### TASK TO CARRY OUT
Your task is to copy the listing exactly. Drop any pictures from the copy.

### DATASET SECTION
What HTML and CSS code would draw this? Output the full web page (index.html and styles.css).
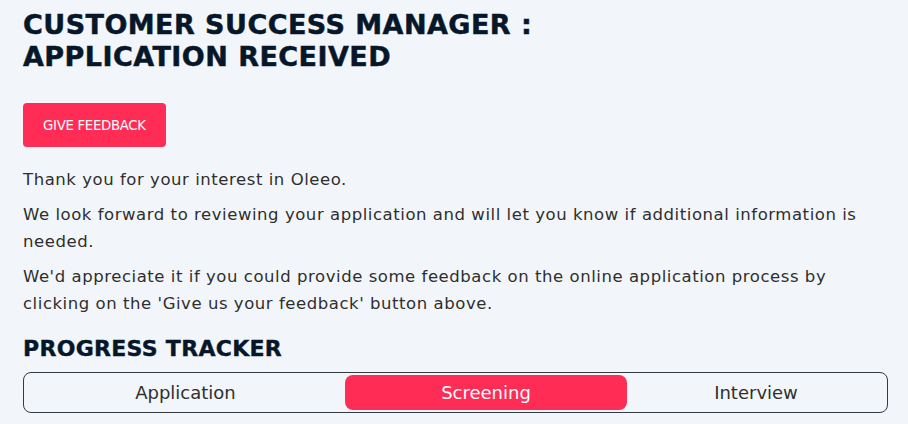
FILE: index.html
```html
<!DOCTYPE html>
<html lang="en">
<head>
<meta charset="utf-8">
<title>Application received</title>
<link rel="stylesheet" href="styles.css">
</head>
<body>
<main class="page">
  <h1 class="title">CUSTOMER SUCCESS MANAGER : APPLICATION RECEIVED</h1>
  <button class="btn" type="button">GIVE FEEDBACK</button>
  <p class="text first">Thank you for your interest in Oleeo.</p>
  <p class="text">We look forward to reviewing your application and will let you know if additional information is needed.</p>
  <p class="text">We'd appreciate it if you could provide some feedback on the online application process by clicking on the 'Give us your feedback' button above.</p>
  <h2 class="section-title">PROGRESS TRACKER</h2>
  <div class="tracker">
    <div class="step">Application</div>
    <div class="step active">Screening</div>
    <div class="step">Interview</div>
  </div>
</main>
</body>
</html>
```
FILE: styles.css
```css
html, body {
  margin: 0;
  background: #f2f6fa;
}
body {
  font-family: "DejaVu Sans", "Open Sans", sans-serif;
  color: #2e2e2e;
}
.page {
  padding: 9px 20px 0 23px;
}
.title {
  margin: 0;
  max-width: 560px;
  font-size: 27px;
  line-height: 32px;
  font-weight: 700;
  letter-spacing: 0.45px;
  color: #07172a;
  -webkit-text-stroke: 0.5px #07172a;
}
.btn {
  display: block;
  margin-top: 30px;
  height: 44px;
  padding: 0 20px;
  border: 0;
  border-radius: 4px;
  background: #ff2d55;
  color: #ffffff;
  font-family: inherit;
  font-size: 13.3px;
  letter-spacing: -0.3px;
}
.text {
  margin: 0 0 9px;
  font-size: 16.5px;
  line-height: 26.4px;
  letter-spacing: 0.55px;
}
.text.first {
  margin-top: 20px;
}
.section-title {
  margin: 19px 0 10px;
  font-size: 22px;
  line-height: 26px;
  font-weight: 700;
  letter-spacing: 0.3px;
  color: #07172a;
  -webkit-text-stroke: 0.4px #07172a;
}
.tracker {
  display: grid;
  grid-template-columns: 319fr 282fr 258fr;
  padding: 2px;
  border: 1px solid #333a40;
  border-radius: 8px;
}
.step {
  height: 35px;
  line-height: 35px;
  text-align: center;
  font-size: 18px;
  color: #2f2f2f;
  border-radius: 8px;
}
.step.active {
  background: #ff2d55;
  color: #ffffff;
}
```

### FINISHED ANSWER
What HTML and CSS code would draw this? Output the full web page (index.html and styles.css).
FILE: index.html
```html
<!DOCTYPE html>
<html lang="en">
<head>
<meta charset="utf-8">
<title>Application received</title>
<link rel="stylesheet" href="styles.css">
</head>
<body>
<main class="page">
  <h1 class="title">CUSTOMER SUCCESS MANAGER : APPLICATION RECEIVED</h1>
  <button class="btn" type="button">GIVE FEEDBACK</button>
  <p class="text first">Thank you for your interest in Oleeo.</p>
  <p class="text">We look forward to reviewing your application and will let you know if additional information is needed.</p>
  <p class="text">We'd appreciate it if you could provide some feedback on the online application process by clicking on the 'Give us your feedback' button above.</p>
  <h2 class="section-title">PROGRESS TRACKER</h2>
  <div class="tracker">
    <div class="step">Application</div>
    <div class="step active">Screening</div>
    <div class="step">Interview</div>
  </div>
</main>
</body>
</html>
```
FILE: styles.css
```css
html, body {
  margin: 0;
  background: #f2f6fa;
}
body {
  font-family: "DejaVu Sans", "Open Sans", sans-serif;
  color: #2e2e2e;
}
.page {
  padding: 9px 20px 0 23px;
}
.title {
  margin: 0;
  max-width: 560px;
  font-size: 27px;
  line-height: 32px;
  font-weight: 700;
  letter-spacing: 0.45px;
  color: #07172a;
  -webkit-text-stroke: 0.5px #07172a;
}
.btn {
  display: block;
  margin-top: 30px;
  height: 44px;
  padding: 0 20px;
  border: 0;
  border-radius: 4px;
  background: #ff2d55;
  color: #ffffff;
  font-family: inherit;
  font-size: 13.3px;
  letter-spacing: -0.3px;
}
.text {
  margin: 0 0 9px;
  font-size: 16.5px;
  line-height: 26.4px;
  letter-spacing: 0.55px;
}
.text.first {
  margin-top: 20px;
}
.section-title {
  margin: 19px 0 10px;
  font-size: 22px;
  line-height: 26px;
  font-weight: 700;
  letter-spacing: 0.3px;
  color: #07172a;
  -webkit-text-stroke: 0.4px #07172a;
}
.tracker {
  display: grid;
  grid-template-columns: 319fr 282fr 258fr;
  padding: 2px;
  border: 1px solid #333a40;
  border-radius: 8px;
}
.step {
  height: 35px;
  line-height: 35px;
  text-align: center;
  font-size: 18px;
  color: #2f2f2f;
  border-radius: 8px;
}
.step.active {
  background: #ff2d55;
  color: #ffffff;
}
```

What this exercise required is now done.